- Niet beantwoorden briefwisseling van stafhouder en confrater
- Niet doorstorten derdengelden
- Verhandelen van derdengelden anders dan via derdenrekening
- Leugenachtige verklaringen ten aanzien van stafhouder
- Negeren van injunctie van stafhouder
- Niet verschijnen voor de stafhouder
- Geen gevolg geven aan vraag van stafhouder om de klacht van betrokkene over te maken aan de verzekeraar
- Verstek
- Schorsing drie maanden waarvan twee maanden met uitstel voor drie jaar mits geen nieuwe tuchtsanctie
De ten laste gelegde feiten zijn afdoende bewezen en getuigen van een totaal gebrek aan confraterniteit en beleefdheid aan de confraters en specifiek een gebrek aan respect ten opzichte van de stafhouder.
Medische problemen mogen geen alibi zijn om derdengelden niet tijdig en correct door te storten.
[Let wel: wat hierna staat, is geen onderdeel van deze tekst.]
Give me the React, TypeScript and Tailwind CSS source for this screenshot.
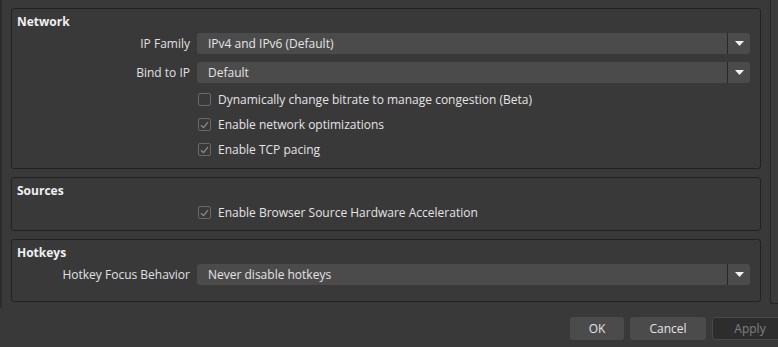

Evenmin zijn medische problemen een vrijgeleide om na bevel van de stafhouder het dossier nog bijna 10 maanden onder zich te houden alvorens over te maken aan de opvolger. Hetzelfde geldt voor de belofte die hij aan de stafhouder deed om dezelfde week de gelden door te storten.
Daarenboven blijkt dat hij in elk geval in staat is om werkzaamheden te verrichten niettegenstaande zijn medische problemen, hetgeen onder meer geïllustreerd wordt door de verschillende verantwoordingsbrieven die hij via het kanaal van de secretaris aan de tuchtraad heeft bezorgd.
Tenslotte staat het vast dat hij het op zijn zichtrekening overgeschreven bedrag op deze zichtrekening heeft laten staan niettegenstaande hij wist of moest weten dat de betaling niet aan hem persoonlijk toekwam maar wel aan een derde, zodat hij het bedrag minstens naar de derden rekening had moeten overschrijven en vandaar naar de begunstigde had moeten overmaken.
De houding van de advocaat getuigt van een gebrek aan waardigheid, rechtschapenheid en kiesheid die aan het beroep van de advocaat ten grondslag liggen. Bij de beoordeling van de feiten wordt rekening gehouden met het feit dat de advocaat in het verleden voor gelijkaardige deontologische inbreuken reeds verschillende tuchtstraffen opliep.
Met toepassing van art. 460 Ger. W. wordt aan de advocaat een schorsing van drie maanden opgelegd. De tuchtraad houdt rekening met verzachtende omstandigheden voortspruitend uit de medische problemen waarmee hij kampt. Om die reden wordt twee maanden van de schorsing met uitstel gegeven voor een periode van drie jaar, mits in die periode geen nieuwe tuchtvergrijpen worden gepleegd.